Expensive Tickets for Speeders
0
Votes

Expensive Tickets for Speeders

Motorists are ignoring speed limits, generating safety concerns for Richland Acres residents.

Beware: Motorists who are shaving off a few minutes of their drive by taking a shortcut from Algonkian Parkway to Route 7 in Sterling will be facing an additional $200 fine for speeding in a 25 mph zone.

"In other words, you get a ticket, you add a $200 fine to that," said Don Patin, state Department of Transportation engineer for Loudoun County. He said smaller signs signaling the hefty fine would be installed on the speed limit signs within the next three weeks.

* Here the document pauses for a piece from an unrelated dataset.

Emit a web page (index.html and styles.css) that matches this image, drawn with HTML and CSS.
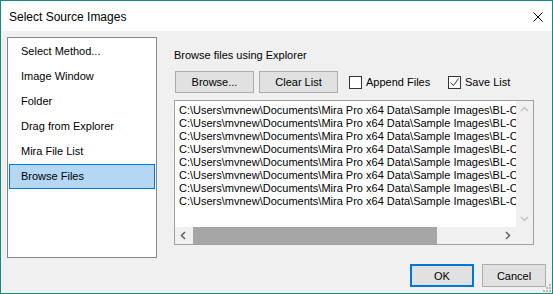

Residents have petitioned twice to slow the traffic down. Coming off speed limits of 55 mph, the motorists are ignoring the 25 mph limits on Thomas Avenue, Lakeland Drive and Cedar Road in the wooded Richland Acres subdivision.

"It's a safety issue for the entire county," said Karen Sweet, who lives on Cedar Road. "People are going to get killed. I mean, they are going to get killed."

Chip Taylor, assistant director of Transportation Services, said a study of road traffic from Nov. 4-8, 2003 showed the percentage of drivers exceeding the speed limit was 74.9 percent on Thomas Avenue, 67.9 percent on Lakeland Drive and 31.6 percent on Cedar Road.

The average speeds were three to 10 miles per hour over the 25 mph limit, he said. There were motorists exceeding the speed limit by a lot more than that, but they were the exception, not the rule. "The teenage boy at 2 a.m.," he said. "You'll get that on any street even though it's so over the design characteristics of the road, it's not funny."

THE BOARD OF SUPERVISORS recently moved to ask VDOT to install $200 speed fines on the three roads. Mick Staton (R-Sugarland) said he is exploring other solutions. "We're asking VDOT to study all the streets and Route 7," he said. "It will give us a better idea about what to do."

"We call it the Indie 500," Sweet said. Her children, ages 8 and 5, cannot ride bicycles, and there is little room for walking on the narrow, windy roadways. "You have to be ready to go in the gutter or the ditch, because people literally will run you off the road," she said. "There are so many blind spots."

If pedestrians aren't in the ditch, cars are, she added.

Dominion High School students were jogging on the roads five deep last fall, she said. "I was afraid they were going to get wiped out and not know what even hit them."

Someone warned the athletic director, and the jogging stopped.

Sweet's neighbor, Sharon Hollenbeck, said she wants police enforcement. In addition to tickets, speed bumps should be installed, she said. Closing Thomas Avenue is another alternative, but that would be inconvenient for residents, she said.

She is tired of footing the bill for motorists who have run into her retaining wall and over the bank of her lawn, she said. "They're really flying."

M. Alan, who lives on Thomas Avenue, said he would like to see police issuing more tickets. "We're very mad about it," he said. "They are speeding, because there is nobody to check them and the road is wide open."

Gary Stopa of Cedar Road said he signed the petition to persuade authorities to slow the vehicles. "This is a very old neighborhood. We've been trying for years to eliminate the cut-through traffic," he said. "We've been working with the county and VDOT."

MOTORISTS BELIEVE Richland Acres is the shortest way from Lowes Island and Cascades to Route 7, but the state built the Algonkian Parkway as the direct route, he said.

Taylor said the traffic study showed the "cut through" traffic or vehicles using the roads as a shortcut did not meet VDOT standards for a program that would provide a solution. There were an average of 93 trips made in one direction in one hour, he said. VDOT requires 40 percent or more of the total or a minimum of 150 trips.

Patin said roads that meet the "cut through" guidelines could be closed to motorists during peak hours.

The average daily traffic on Thomas Avenue was 1,328 vehicles, on Lakeland Drive, 1,170, and Cedar Road, 270, Taylor said.

Staton, chairman of the board's Transportation Committee, said he would favor construction of a road parallel to Route 7 to relieve the traffic woes. "I don't know even if it is possible," he said. "Route 7 is a problem that has plagued people for many years and I'm doing my best to solve it."

Sweet said Loudoun has to recognize its rapid growth has consequences. "With them continuing to build more and more homes, our transportation infrastructure cannot handle this anymore," she said. "We can't even walk to the grocery store at the end of the street."